[THEMA] Miyawaki : la nature en marche forcée ?

Publié le lun 25/07/2022 - 09:00

Par Quentin Zinzius

À Toulouse, un collectif d’habitants s’est lancé dans la plantation de micro-forêts selon Miyawaki, une méthode japonaise. Un projet aux multiples facettes : entre végétalisation et résilience de la ville rose, habitants et biodiversité trouvent eux-aussi leur compte.

Né en 2019, le collectif Micro-forêt urbaine a entrepris la plantation de plusieurs micro-forêts en plein centre-ville de Toulouse, à l’aide d’une méthode bien particulière : « La méthode Miyawaki [originaire du Japon], qui s’inspire des forêts primaires, explique Eugénie Lacombe, coordinatrice du collectif. Une technique qui repose sur une importante diversité et densité d’espèces, positionnant les plantes en concurrence directe, si bien que leur croissance en est démultipliée. Son premier terrain d’essai : le quartier de Rangueil, sur un terrain de la métropole de Toulouse, en mars 2020. Accompagné d’une soixantaine de bénévoles, et de deux classes d’élèves de 6ème des environs, le collectif a planté, sur les quelque 400m² de terrain, plus de de 1200 arbres de 21 espèces différentes.
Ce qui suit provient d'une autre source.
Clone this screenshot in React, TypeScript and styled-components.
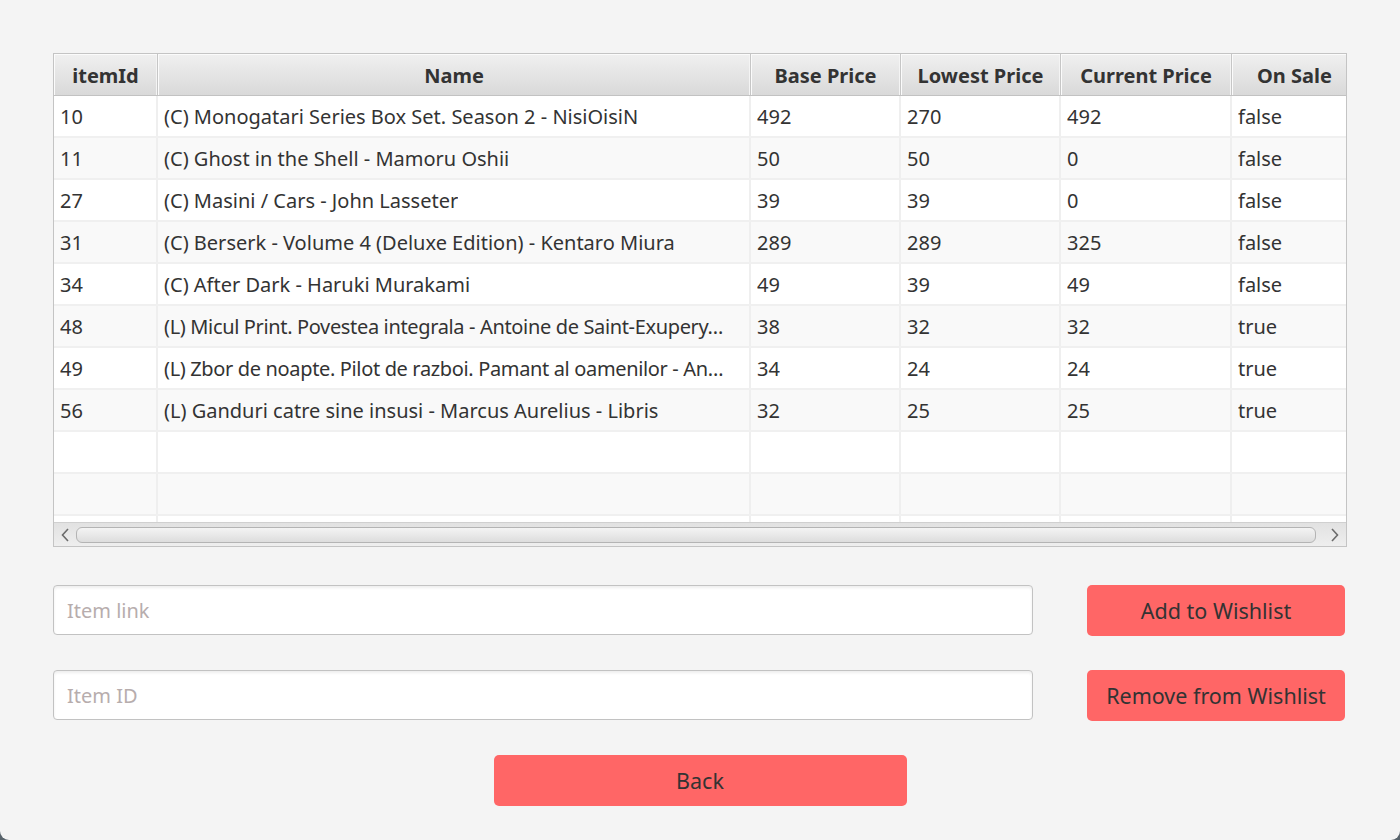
import React from "react";
import styled, { createGlobalStyle } from "styled-components";

const Global = createGlobalStyle`
  html, body { margin: 0; padding: 0; background: #58636b; }
  body { font-family: "Noto Sans", "Open Sans", sans-serif; }
  * { box-sizing: border-box; }
`;

const Window = styled.div`
  width: 1400px;
  height: 840px;
  background: #f4f4f4;
  border-radius: 0 0 9px 9px;
  padding: 53px 53px 0 53px;
  display: flex;
  flex-direction: column;
  color: #333333;
`;

const Table = styled.div`
  height: 494px;
  border: 1px solid #c4c4c4;
  background: #ffffff;
  display: flex;
  flex-direction: column;
  overflow: hidden;
`;

const cols = "104px 593px 150px 160px 171px 126px";

const HeaderRow = styled.div`
  display: grid;
  grid-template-columns: ${cols};
  height: 42px;
  flex: none;
  background: linear-gradient(#f0f0f0, #d9d9d9);
  border-bottom: 1px solid #c2c2c2;
`;

const HeaderCell = styled.div`
  display: flex;
  align-items: center;
  justify-content: center;
  padding-top: 2px;
  font-weight: 700;
  font-size: 20px;
  color: #333;
  border-right: 1px solid #c6c6c6;
  box-shadow: inset 1px 1px 0 #fbfbfb, inset -1px 0 0 #f4f4f4;
  white-space: nowrap;
`;

const Body = styled.div`
  flex: 1;
  overflow: hidden;
`;

const Row = styled.div<{ $alt: boolean }>`
  display: grid;
  grid-template-columns: ${cols};
  height: 42px;
  background: ${(p) => (p.$alt ? "#f9f9f9" : "#ffffff")};
  border-bottom: 2px solid #f0f0f0;
`;

const Cell = styled.div<{ $tight?: boolean }>`
  display: flex;
  align-items: center;
  padding: 1px 6px 0;
  font-size: 20px;
  letter-spacing: ${(p) => (p.$tight ? "-0.35px" : "normal")};
  color: #333;
  border-right: 2px solid #efefef;
  white-space: nowrap;
  overflow: hidden;
  min-width: 0;
`;

const Ellip = styled.span`
  overflow: hidden;
  text-overflow: ellipsis;
  white-space: nowrap;
  display: block;
`;

const ScrollBar = styled.div`
  height: 24px;
  flex: none;
  display: flex;
  align-items: center;
  background: linear-gradient(#e2e2e2, #eeeeee);
  border-top: 1px solid #d0d0d0;
  padding: 0 2px;
  gap: 2px;
`;

const Arrow = styled.div`
  width: 18px;
  height: 22px;
  display: flex;
  align-items: center;
  justify-content: center;
  flex: none;
`;

const Thumb = styled.div`
  flex: 1;
  height: 16px;
  border-radius: 6px;
  border: 1px solid #b4b4b4;
  background: linear-gradient(#f4f4f4, #dddddd);
  margin: 0 8px 0 0;
`;

const FormRow = styled.div<{ $top: number }>`
  display: flex;
  align-items: flex-start;
  gap: 54px;
  margin-top: ${(p) => p.$top}px;
  margin-right: 2px;
`;

const Input = styled.input`
  flex: 1;
  min-width: 0;
  height: 50px;
  border: 1px solid #c2c2c2;
  border-radius: 4px;
  background: #ffffff;
  box-shadow: inset 0 2px 3px rgba(0, 0, 0, 0.07);
  padding: 0 13px;
  font-family: "Noto Sans", "Open Sans", sans-serif;
  font-size: 20px;
  color: #333;
  outline: none;
  &::placeholder { color: #b7adad; }
`;

const Button = styled.button<{ $w: number }>`
  width: ${(p) => p.$w}px;
  height: 51px;
  flex: none;
  background: #ff6666;
  border: none;
  border-radius: 5px;
  font-family: "Noto Sans", "Open Sans", sans-serif;
  font-size: 21.5px;
  color: #333333;
  padding: 0;
`;

const Center = styled.div`
  display: flex;
  justify-content: center;
  margin-top: 34px;
`;

const headers = ["itemId", "Name", "Base Price", "Lowest Price", "Current Price", "On Sale"];

const data: string[][] = [
  ["10", "(C) Monogatari Series Box Set. Season 2 - NisiOisiN", "492", "270", "492", "false"],
  ["11", "(C) Ghost in the Shell - Mamoru Oshii", "50", "50", "0", "false"],
  ["27", "(C) Masini / Cars - John Lasseter", "39", "39", "0", "false"],
  ["31", "(C) Berserk - Volume 4 (Deluxe Edition) - Kentaro Miura", "289", "289", "325", "false"],
  ["34", "(C) After Dark - Haruki Murakami", "49", "39", "49", "false"],
  ["48", "(L) Micul Print. Povestea integrala - Antoine de Saint-Exupery…", "38", "32", "32", "true"],
  ["49", "(L) Zbor de noapte. Pilot de razboi. Pamant al oamenilor - An…", "34", "24", "24", "true"],
  ["56", "(L) Ganduri catre sine insusi - Marcus Aurelius - Libris", "32", "25", "25", "true"],
];

const rows = [...data, ...Array.from({ length: 3 }, () => ["", "", "", "", "", ""])];

export default function App() {
  return (
    <>
      <Global />
      <Window>
        <Table>
          <HeaderRow>
            {headers.map((h) => (
              <HeaderCell key={h}>{h}</HeaderCell>
            ))}
          </HeaderRow>
          <Body>
            {rows.map((r, i) => (
              <Row key={i} $alt={i % 2 === 1}>
                {r.map((c, j) => (
                  <Cell key={j} $tight={c.endsWith("…")}>
                    <Ellip>{c}</Ellip>
                  </Cell>
                ))}
              </Row>
            ))}
          </Body>
          <ScrollBar>
            <Arrow>
              <svg width="8" height="14" viewBox="0 0 8 14">
                <path d="M7 1 L1.5 7 L7 13" fill="none" stroke="#6b6b6b" strokeWidth="1.6" />
              </svg>
            </Arrow>
            <Thumb />
            <Arrow>
              <svg width="8" height="14" viewBox="0 0 8 14">
                <path d="M1 1 L6.5 7 L1 13" fill="none" stroke="#6b6b6b" strokeWidth="1.6" />
              </svg>
            </Arrow>
          </ScrollBar>
        </Table>
        <FormRow $top={38}>
          <Input placeholder="Item link" />
          <Button $w={258}>Add to Wishlist</Button>
        </FormRow>
        <FormRow $top={34}>
          <Input placeholder="Item ID" />
          <Button $w={258}>Remove from Wishlist</Button>
        </FormRow>
        <Center>
          <Button $w={413}>Back</Button>
        </Center>
      </Window>
    </>
  );
}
L’arbre qui cache la forêt

Une micro-forêt qui a aujourd’hui grandi. « Nous entrons dans la dernière année de suivi de cette plantation, s’enthousiasme la coordinatrice, et nous sommes très satisfaits : les arbres atteignent déjà 2 à 3 mètres de haut, et la forêt devient impénétrable ! ». Mieux encore, plusieurs arbres, non plantés par le collectif, apparaissent au sein de cette micro-forêt : saules, troènes, cornouillers, et même de jeunes chênes. Un retour rapide de la biodiversité végétale permis par une très faible intervention de l’Homme : « Quelques chênes sont présents autour de la micro-forêt, mais jusqu’à très récemment, ils étaient tondus au ras du tronc, plusieurs fois par an. Depuis la création de la micro-forêt, le sol est protégé, et permet aux graines de germer correctement », détaille Eugénie Lacombe.

Une question de temps

Néanmoins cette méthode est sujette à plusieurs controverses. En effet, peu d’études existent sur le sujet, en particulier en climat européen, et les scientifiques se montrent particulièrement frileux vis-à-vis de ce procédé. « Une forêt a besoin de temps, expliquait Francis Hallé, célèbre botaniste et biologiste, lors d’un conférence organisée par Sans transition ! en mars dernier. On ne crée par une forêt primaire en plantant des arbres, on la crée en cessant toute activité humaine ». Autre point soulevé par les experts, la mortalité élevée engendrée par cette mise en concurrence des espèces. Une des rares études en Europe1 faisait ainsi état en 2010 d’une mortalité comprise entre 61 et 84 % au bout de 12 ans. Un constat redouté par le collectif, qui œuvre depuis plus de 2 ans maintenant au bon suivi de ses plantations. « En tout, sur les 1200 arbres plantés à Rangueil, nous avons enregistré moins de 20 morts en deux ans », témoigne la coordinatrice. Et pour compléter le manque de données, plusieurs expérimentations sont en cours. « Il y a quatre parcelles tests sur l’Université Paul Sabatier, qui sont surveillées de très près par les chercheurs et étudiants. Mais il est encore trop tôt pour obtenir des résultats, il faut attendre plusieurs années pour observer une évolution mesurable », explique Eugénie Lacombe. Alors, en attendant un avis tranché des experts, le collectif continue ses expérimentations. Il devrait même pouvoir planter quatre nouvelles micro-forêts sur le territoire de la métropole d’ici décembre 2022, tout en continuant le suivi et l’entretien des huit autres sites. De quoi teindre la ville rose d’un peu de vert.

Plus d’infos : cmft.fr

Note de bas de page :
  1. Étude « Effectiveness of the Miyawaki method in Mediterranean forest restoration programs », parue dans la revue SpringerLink, juin 2010.